The people’s estrangement from politics was not the only reason for Brexit. Among others were the EU’s super-regulatory nature, its tendency to foment cartels instead of open markets and Eurocrats’ distaste for involving the people in decision-making.
The EU likes to burden its subjects financially (“Let’s save Greece for the nth time!”), monetarily (“Let’s flood the markets with money and debt!”), and with regulations (“Let’s make sure no one uses cash!”). These burdens influence individuals directly and intimately. Not giving people a say in these matters (and many others) is a recipe for certain failure.
British Prime Minister David Cameron made the most courageous decision by a European politician in decades
Eurocrats often respond to these criticisms by explaining that these are technical issues driven by day-to-day politics and are too complex for the people to understand them properly.

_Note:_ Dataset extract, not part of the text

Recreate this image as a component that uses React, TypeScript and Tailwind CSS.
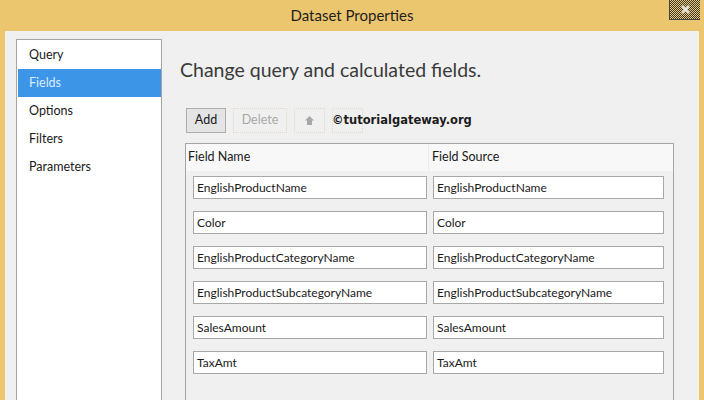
import React from "react";

const rows = [
  "EnglishProductName",
  "Color",
  "EnglishProductCategoryName",
  "EnglishProductSubcategoryName",
  "SalesAmount",
  "TaxAmt",
];

const navItems = ["Query", "Fields", "Options", "Filters", "Parameters"];

export default function App() {
  return (
    <div
      className="w-[704px] h-[400px] overflow-hidden bg-[#ecc56f] flex flex-col"
      style={{ fontFamily: 'Lato, "Noto Sans", sans-serif' }}
    >
      {/* Title bar */}
      <div className="h-[31px] shrink-0 grid grid-cols-[1fr_auto_1fr]">
        <div />
        <div className="text-[15px] leading-[31px] text-[#1e1e1e]">Dataset Properties</div>
        <div className="flex justify-end pr-[4px]">
          <div className="w-[31px] h-[20px] flex items-center justify-center bg-[image:repeating-conic-gradient(#3a3a3a_0_25%,#ecc56f_0_50%)] bg-[length:2px_2px] border-l border-b border-[#444]">
            <svg width="9" height="9" viewBox="0 0 9 9">
              <path d="M1 1 L8 8 M8 1 L1 8" stroke="#e8e8e8" strokeWidth="2" />
            </svg>
          </div>
        </div>
      </div>

      {/* Body */}
      <div className="flex-1 mx-[5px] bg-[#f0f0f0] flex pt-[8px] pl-[11px] min-h-0">
        {/* Nav */}
        <div className="w-[146px] shrink-0 bg-white border border-b-0 border-[#a5a5a5] pl-[1px] pt-[1px] flex flex-col">
          {navItems.map((item) => (
            <div
              key={item}
              className={
                item === "Fields"
                  ? "h-[28px] flex items-center pl-[11px] text-[12.5px] bg-[#3d95e8] text-[#dcecff]"
                  : "h-[28px] flex items-center pl-[11px] text-[12.5px] text-[#1a1a1a]"
              }
            >
              {item}
            </div>
          ))}
        </div>

        {/* Content */}
        <div className="flex-1 flex flex-col pl-[18px] pr-[25px]">
          <div className="mt-[17px] text-[19.5px] leading-[27px] text-[#3a3a3a]">
            Change query and calculated fields.
          </div>

          <div className="mt-[25px] ml-[6px] flex items-center h-[25px]">
            <div className="w-[40px] h-[25px] flex items-center justify-center border border-[#adadad] bg-[#e4e4e4] text-[12.5px] text-[#1a1a1a]">
              Add
            </div>
            <div className="ml-[7px] w-[54px] h-[25px] flex items-center justify-center border border-dotted border-[#e2d8cc] text-[12.5px] text-[#a8a8a8]">
              Delete
            </div>
            <div className="ml-[7px] w-[31px] h-[25px] flex items-center justify-center border border-dotted border-[#e2d8cc]">
              <svg width="9" height="9" viewBox="0 0 9 9">
                <path d="M4.5 0 L9 4.5 H7 V9 H2 V4.5 H0 Z" fill="#a8a8a8" />
              </svg>
            </div>
            <div className="ml-[7px] w-[31px] h-[25px] flex items-center border border-dotted border-[#e2d8cc]">
              <span
                className="-ml-[1px] text-[11.5px] font-bold text-[#1c1c1c] whitespace-nowrap"
                style={{ fontFamily: '"DejaVu Sans", Verdana, sans-serif' }}
              >
                ©tutorialgateway.org
              </span>
            </div>
          </div>

          <div className="mt-[10px] ml-[5px] flex-1 border border-b-0 border-[#a5a5a5] flex flex-col">
            <div className="h-[27px] shrink-0 bg-[#f8f8f8] grid grid-cols-[243px_1fr] text-[12.5px] text-[#1a1a1a]">
              <div className="pl-[2px] flex items-center border-r border-[#ececec]">Field Name</div>
              <div className="pl-[3px] flex items-center">Field Source</div>
            </div>
            <div className="pt-[5px] pl-[7px] grid grid-cols-[234px_231px] gap-x-[6px] gap-y-[12px]">
              {rows.map((r) => (
                <React.Fragment key={r}>
                  <div className="h-[23px] bg-white border border-[#a8a8a8] pl-[3px] flex items-center text-[12px] text-[#1a1a1a]">
                    {r}
                  </div>
                  <div className="h-[23px] bg-white border border-[#a8a8a8] pl-[3px] flex items-center text-[12px] text-[#1a1a1a]">
                    {r}
                  </div>
                </React.Fragment>
              ))}
            </div>
          </div>
        </div>
      </div>
    </div>
  );
}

Quite the contrary. Such issues are fundamental, because they call into question the very nature of the EU. Is it a confederation of sovereign states or a new, homogenous regulatory body allowing for some local folklore? Is it an arrangement for commercial cooperation or a mutual bailout fund? These questions cannot be asked only when the circumstances arise; they are themselves the starting point for supranational collaboration.

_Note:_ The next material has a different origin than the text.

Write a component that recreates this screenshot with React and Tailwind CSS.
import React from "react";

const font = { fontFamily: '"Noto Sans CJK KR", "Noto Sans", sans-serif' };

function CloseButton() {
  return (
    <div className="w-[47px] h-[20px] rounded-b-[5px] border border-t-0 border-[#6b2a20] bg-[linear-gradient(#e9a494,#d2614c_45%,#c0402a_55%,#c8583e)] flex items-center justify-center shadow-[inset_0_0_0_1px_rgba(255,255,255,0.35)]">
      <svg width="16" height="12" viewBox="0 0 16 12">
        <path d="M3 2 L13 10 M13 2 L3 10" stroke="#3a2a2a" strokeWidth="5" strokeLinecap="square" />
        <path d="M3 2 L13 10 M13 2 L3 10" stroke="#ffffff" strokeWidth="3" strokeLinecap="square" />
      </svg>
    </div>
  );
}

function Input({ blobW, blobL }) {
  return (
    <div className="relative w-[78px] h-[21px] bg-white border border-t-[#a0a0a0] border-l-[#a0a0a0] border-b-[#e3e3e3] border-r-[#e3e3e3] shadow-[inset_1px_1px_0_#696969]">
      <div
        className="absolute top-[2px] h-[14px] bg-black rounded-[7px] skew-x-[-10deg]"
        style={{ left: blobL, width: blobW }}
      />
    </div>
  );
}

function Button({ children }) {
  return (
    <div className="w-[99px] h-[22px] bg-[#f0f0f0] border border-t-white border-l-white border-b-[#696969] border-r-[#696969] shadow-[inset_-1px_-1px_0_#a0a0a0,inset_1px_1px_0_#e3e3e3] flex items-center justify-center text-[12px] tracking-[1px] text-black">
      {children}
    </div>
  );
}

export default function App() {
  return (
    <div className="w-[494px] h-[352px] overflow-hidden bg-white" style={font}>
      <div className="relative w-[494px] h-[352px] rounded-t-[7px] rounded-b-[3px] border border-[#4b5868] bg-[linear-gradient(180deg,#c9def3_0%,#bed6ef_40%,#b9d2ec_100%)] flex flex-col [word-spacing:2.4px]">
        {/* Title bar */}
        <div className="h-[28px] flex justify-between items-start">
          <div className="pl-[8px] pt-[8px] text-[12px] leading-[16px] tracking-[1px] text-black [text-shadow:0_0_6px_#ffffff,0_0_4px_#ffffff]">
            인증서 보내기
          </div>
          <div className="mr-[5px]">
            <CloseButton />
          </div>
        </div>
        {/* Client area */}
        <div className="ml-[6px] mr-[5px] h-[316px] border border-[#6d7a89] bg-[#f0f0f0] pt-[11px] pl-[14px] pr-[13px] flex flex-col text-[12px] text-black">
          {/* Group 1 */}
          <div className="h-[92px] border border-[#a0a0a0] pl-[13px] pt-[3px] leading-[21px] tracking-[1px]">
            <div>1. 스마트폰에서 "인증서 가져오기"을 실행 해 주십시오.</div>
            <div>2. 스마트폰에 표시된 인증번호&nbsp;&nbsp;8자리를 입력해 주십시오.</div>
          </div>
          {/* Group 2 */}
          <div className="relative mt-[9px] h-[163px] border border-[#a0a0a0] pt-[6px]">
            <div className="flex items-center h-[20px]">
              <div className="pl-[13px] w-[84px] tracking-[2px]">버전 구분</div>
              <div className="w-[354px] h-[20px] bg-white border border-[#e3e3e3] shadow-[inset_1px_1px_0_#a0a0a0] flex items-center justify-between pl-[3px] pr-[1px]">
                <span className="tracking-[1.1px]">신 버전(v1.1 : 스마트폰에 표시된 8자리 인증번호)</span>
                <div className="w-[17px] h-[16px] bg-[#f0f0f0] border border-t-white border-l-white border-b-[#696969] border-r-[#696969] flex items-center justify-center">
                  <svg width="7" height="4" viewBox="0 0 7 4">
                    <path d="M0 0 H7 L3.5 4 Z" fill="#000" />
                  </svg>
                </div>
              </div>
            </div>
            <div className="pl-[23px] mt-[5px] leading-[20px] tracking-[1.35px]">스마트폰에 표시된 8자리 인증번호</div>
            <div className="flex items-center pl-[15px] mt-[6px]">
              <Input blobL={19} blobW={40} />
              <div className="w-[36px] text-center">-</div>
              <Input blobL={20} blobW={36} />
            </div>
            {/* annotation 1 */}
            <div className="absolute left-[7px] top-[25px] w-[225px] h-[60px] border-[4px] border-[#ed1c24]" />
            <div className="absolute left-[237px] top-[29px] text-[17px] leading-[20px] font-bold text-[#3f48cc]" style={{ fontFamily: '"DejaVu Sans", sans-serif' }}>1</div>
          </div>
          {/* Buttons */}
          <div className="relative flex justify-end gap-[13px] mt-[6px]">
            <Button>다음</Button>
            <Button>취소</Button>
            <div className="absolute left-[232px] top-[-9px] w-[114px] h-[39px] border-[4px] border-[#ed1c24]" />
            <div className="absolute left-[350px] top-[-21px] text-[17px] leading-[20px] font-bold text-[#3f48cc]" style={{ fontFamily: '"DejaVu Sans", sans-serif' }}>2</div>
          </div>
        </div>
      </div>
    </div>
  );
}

Complexity is, if anything, a case for giving the people a stronger say in decision-making. The more complex things are, the more necessary the commitment of those who have to adjust their lives to that complexity.
The “democracy deficit” is deeply ingrained in European politics. And then came Mr. Cameron. Though his motives were elsewhere, putting EU membership to a vote was the right thing to do. And for that, he lost his job. On the continent, he is reviled for it. But in such situations, deferring to the people is the right thing to do. This time, it was also the courageous thing to do.
So for that, I offer my applause for Mr. Cameron.